Я двинулся из Ятунга рано утром с несколькими носильщиками. Мы оставили большую долину, по которой идет к Лхасе караванный путь, и добрались до таких мест, где практически не ступала нога белого человека. Тропа была узкая; она взбиралась, спускалась и пересекала болотистые места; нам приходилось перелезать через большие стволы поваленных бурей деревьев. Дорога шла вдоль ручья и взбиралась вверх по краю долины, избегая нависающих скал. Это типично для всех дорог в этой части Гималаев. Там были добротные, недавно построенные мосты из больших, обтесанных прямоугольных балок. Они еще пахли древесиной.
Погода, прекрасная утром, испортилась. В долине стемнело. Вершины гор скрылись в тумане, который сползал все ниже среди елей, росших на крутых и высоких горных склонах. Скоро пошел дождь. Мы остановились в заброшенной хижине. Носильщики зажгли огонь, чтобы обсохнуть и вскипятить воды, и началась пытка дымом в глазах. Снаружи становилось все темнее и темнее. Ночь постепенно сомкнулась вокруг нас, тихо и печально, с туманом и изморосью.
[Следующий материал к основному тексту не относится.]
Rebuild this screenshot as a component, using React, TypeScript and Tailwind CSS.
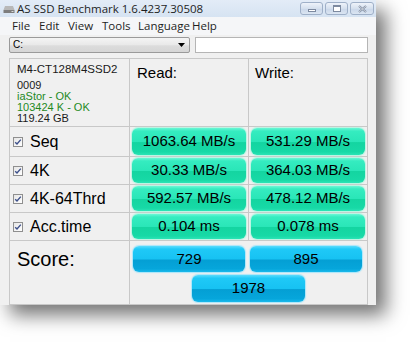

Со мной было пять носильщиков. Самого старого зовут Тамчо («Благородная вера»). Ему пятьдесят три года, он невысокий, но еще сильный. Он гораздо культурнее остальных. Он приветствует меня уважительно, кланяется и улыбается. Остальные называют его «апха», «отец», и я тоже. Он носит длинные волосы в косах вокруг головы. Он одевается полностью в тибетском стиле. На ногах у него тряпичные тапочки на кожаных подошвах (лхам), шерстяной халат (чуба), под ним длинная белая хлопковая рубашка; в левом ухе у него большая круглая серьга (алонг); на поясе он носит кинжал (три). У него хватает и религиозных предметов. На запястье четки (тренгва), тряпичный амулет висит на шее, а на поясе он носит ящичек для амулетов (кау) со священной статуэткой.